TASK PROMPT: Print the listing in its entirety and exactly, leaving out images.

* * *

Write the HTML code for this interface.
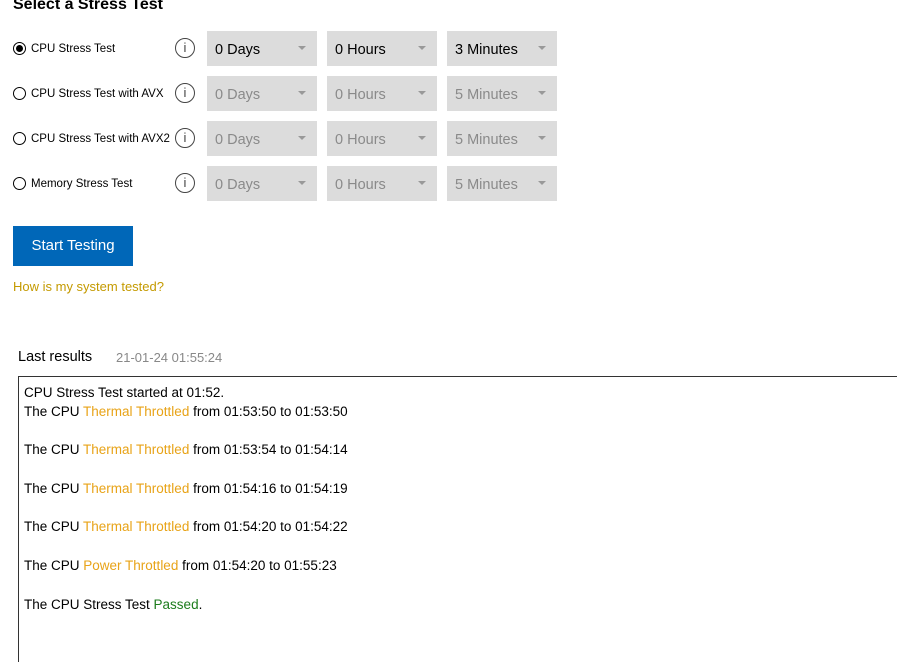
<!DOCTYPE html>
<html style="overflow:hidden;height:662px"><head><style>
body{margin:0;width:897px;height:662px;overflow:hidden;background:#fff;font-family:"Liberation Sans",sans-serif;color:#000;position:relative}
.a{position:absolute;white-space:nowrap}
h1{position:absolute;left:13px;top:-4px;margin:0;font-size:16px;font-weight:bold;}
.radio{position:absolute;left:13px;width:11px;height:11px;border:1px solid #000;border-radius:50%}
.radio.on::after{content:"";position:absolute;left:2px;top:2px;width:7px;height:7px;border-radius:50%;background:#000}
.lbl{position:absolute;left:31px;font-size:11.5px}
.info{position:absolute;left:175px;width:18px;height:18px;border:1.5px solid #444;border-radius:50%;font-size:13px;text-align:center;line-height:18px;color:#444}
.dd{position:absolute;width:110px;height:35px;background:#dcdcdc;font-size:14.5px;line-height:39px;text-indent:8px;color:#8a8a8a}
.dd.on{color:#000}
.dd::after{content:"";position:absolute;right:11px;top:15px;border-left:4px solid transparent;border-right:4px solid transparent;border-top:4px solid #999}
.box{position:absolute;left:18px;top:376px;width:890px;height:300px;border:1px solid #333;font-size:13.5px}
.box div{position:absolute;left:5px;white-space:nowrap}
.o{color:#e8a317}.g{color:#1c7c1c}
</style></head><body>
<h1>Select a Stress Test</h1>
<div class="radio on" style="top:42px"></div><div class="lbl" style="top:43px">CPU Stress Test</div>
<div class="radio" style="top:87px"></div><div class="lbl" style="top:88px">CPU Stress Test with AVX</div>
<div class="radio" style="top:132px"></div><div class="lbl" style="top:133px">CPU Stress Test with AVX2</div>
<div class="radio" style="top:177px"></div><div class="lbl" style="top:178px">Memory Stress Test</div>
<div class="info" style="top:38px">i</div><div class="info" style="top:83px">i</div><div class="info" style="top:128px">i</div><div class="info" style="top:173px">i</div>
<div class="dd on" style="left:207px;top:31px">0 Days</div><div class="dd on" style="left:327px;top:31px">0 Hours</div><div class="dd on" style="left:447px;top:31px">3 Minutes</div>
<div class="dd" style="left:207px;top:76px">0 Days</div><div class="dd" style="left:327px;top:76px">0 Hours</div><div class="dd" style="left:447px;top:76px">5 Minutes</div>
<div class="dd" style="left:207px;top:121px">0 Days</div><div class="dd" style="left:327px;top:121px">0 Hours</div><div class="dd" style="left:447px;top:121px">5 Minutes</div>
<div class="dd" style="left:207px;top:166px">0 Days</div><div class="dd" style="left:327px;top:166px">0 Hours</div><div class="dd" style="left:447px;top:166px">5 Minutes</div>
<div class="a" style="left:13px;top:226px;width:120px;height:40px;background:#0067b8;color:#fff;font-size:15px;line-height:40px;text-align:center">Start Testing</div>
<div class="a" style="left:13px;top:279px;font-size:13px;color:#c49a00">How is my system tested?</div>
<div class="a" style="left:18px;top:349px;font-size:14.5px">Last results</div>
<div class="a" style="left:116px;top:350px;font-size:13px;color:#888">21-01-24 01:55:24</div>
<div class="box">
<div style="top:8px">CPU Stress Test started at 01:52.</div>
<div style="top:27px">The CPU <span class="o">Thermal Throttled</span> from 01:53:50 to 01:53:50</div>
<div style="top:65px">The CPU <span class="o">Thermal Throttled</span> from 01:53:54 to 01:54:14</div>
<div style="top:104px">The CPU <span class="o">Thermal Throttled</span> from 01:54:16 to 01:54:19</div>
<div style="top:142px">The CPU <span class="o">Thermal Throttled</span> from 01:54:20 to 01:54:22</div>
<div style="top:181px">The CPU <span class="o">Power Throttled</span> from 01:54:20 to 01:55:23</div>
<div style="top:220px">The CPU Stress Test <span class="g">Passed</span>.</div>
</div>
</body></html>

* * *

EXERCISE OUTPUT:
Write the HTML code for this interface.
<!DOCTYPE html>
<html style="overflow:hidden;height:662px"><head><style>
body{margin:0;width:897px;height:662px;overflow:hidden;background:#fff;font-family:"Liberation Sans",sans-serif;color:#000;position:relative}
.a{position:absolute;white-space:nowrap}
h1{position:absolute;left:13px;top:-4px;margin:0;font-size:16px;font-weight:bold;}
.radio{position:absolute;left:13px;width:11px;height:11px;border:1px solid #000;border-radius:50%}
.radio.on::after{content:"";position:absolute;left:2px;top:2px;width:7px;height:7px;border-radius:50%;background:#000}
.lbl{position:absolute;left:31px;font-size:11.5px}
.info{position:absolute;left:175px;width:18px;height:18px;border:1.5px solid #444;border-radius:50%;font-size:13px;text-align:center;line-height:18px;color:#444}
.dd{position:absolute;width:110px;height:35px;background:#dcdcdc;font-size:14.5px;line-height:39px;text-indent:8px;color:#8a8a8a}
.dd.on{color:#000}
.dd::after{content:"";position:absolute;right:11px;top:15px;border-left:4px solid transparent;border-right:4px solid transparent;border-top:4px solid #999}
.box{position:absolute;left:18px;top:376px;width:890px;height:300px;border:1px solid #333;font-size:13.5px}
.box div{position:absolute;left:5px;white-space:nowrap}
.o{color:#e8a317}.g{color:#1c7c1c}
</style></head><body>
<h1>Select a Stress Test</h1>
<div class="radio on" style="top:42px"></div><div class="lbl" style="top:43px">CPU Stress Test</div>
<div class="radio" style="top:87px"></div><div class="lbl" style="top:88px">CPU Stress Test with AVX</div>
<div class="radio" style="top:132px"></div><div class="lbl" style="top:133px">CPU Stress Test with AVX2</div>
<div class="radio" style="top:177px"></div><div class="lbl" style="top:178px">Memory Stress Test</div>
<div class="info" style="top:38px">i</div><div class="info" style="top:83px">i</div><div class="info" style="top:128px">i</div><div class="info" style="top:173px">i</div>
<div class="dd on" style="left:207px;top:31px">0 Days</div><div class="dd on" style="left:327px;top:31px">0 Hours</div><div class="dd on" style="left:447px;top:31px">3 Minutes</div>
<div class="dd" style="left:207px;top:76px">0 Days</div><div class="dd" style="left:327px;top:76px">0 Hours</div><div class="dd" style="left:447px;top:76px">5 Minutes</div>
<div class="dd" style="left:207px;top:121px">0 Days</div><div class="dd" style="left:327px;top:121px">0 Hours</div><div class="dd" style="left:447px;top:121px">5 Minutes</div>
<div class="dd" style="left:207px;top:166px">0 Days</div><div class="dd" style="left:327px;top:166px">0 Hours</div><div class="dd" style="left:447px;top:166px">5 Minutes</div>
<div class="a" style="left:13px;top:226px;width:120px;height:40px;background:#0067b8;color:#fff;font-size:15px;line-height:40px;text-align:center">Start Testing</div>
<div class="a" style="left:13px;top:279px;font-size:13px;color:#c49a00">How is my system tested?</div>
<div class="a" style="left:18px;top:349px;font-size:14.5px">Last results</div>
<div class="a" style="left:116px;top:350px;font-size:13px;color:#888">21-01-24 01:55:24</div>
<div class="box">
<div style="top:8px">CPU Stress Test started at 01:52.</div>
<div style="top:27px">The CPU <span class="o">Thermal Throttled</span> from 01:53:50 to 01:53:50</div>
<div style="top:65px">The CPU <span class="o">Thermal Throttled</span> from 01:53:54 to 01:54:14</div>
<div style="top:104px">The CPU <span class="o">Thermal Throttled</span> from 01:54:16 to 01:54:19</div>
<div style="top:142px">The CPU <span class="o">Thermal Throttled</span> from 01:54:20 to 01:54:22</div>
<div style="top:181px">The CPU <span class="o">Power Throttled</span> from 01:54:20 to 01:55:23</div>
<div style="top:220px">The CPU Stress Test <span class="g">Passed</span>.</div>
</div>
</body></html>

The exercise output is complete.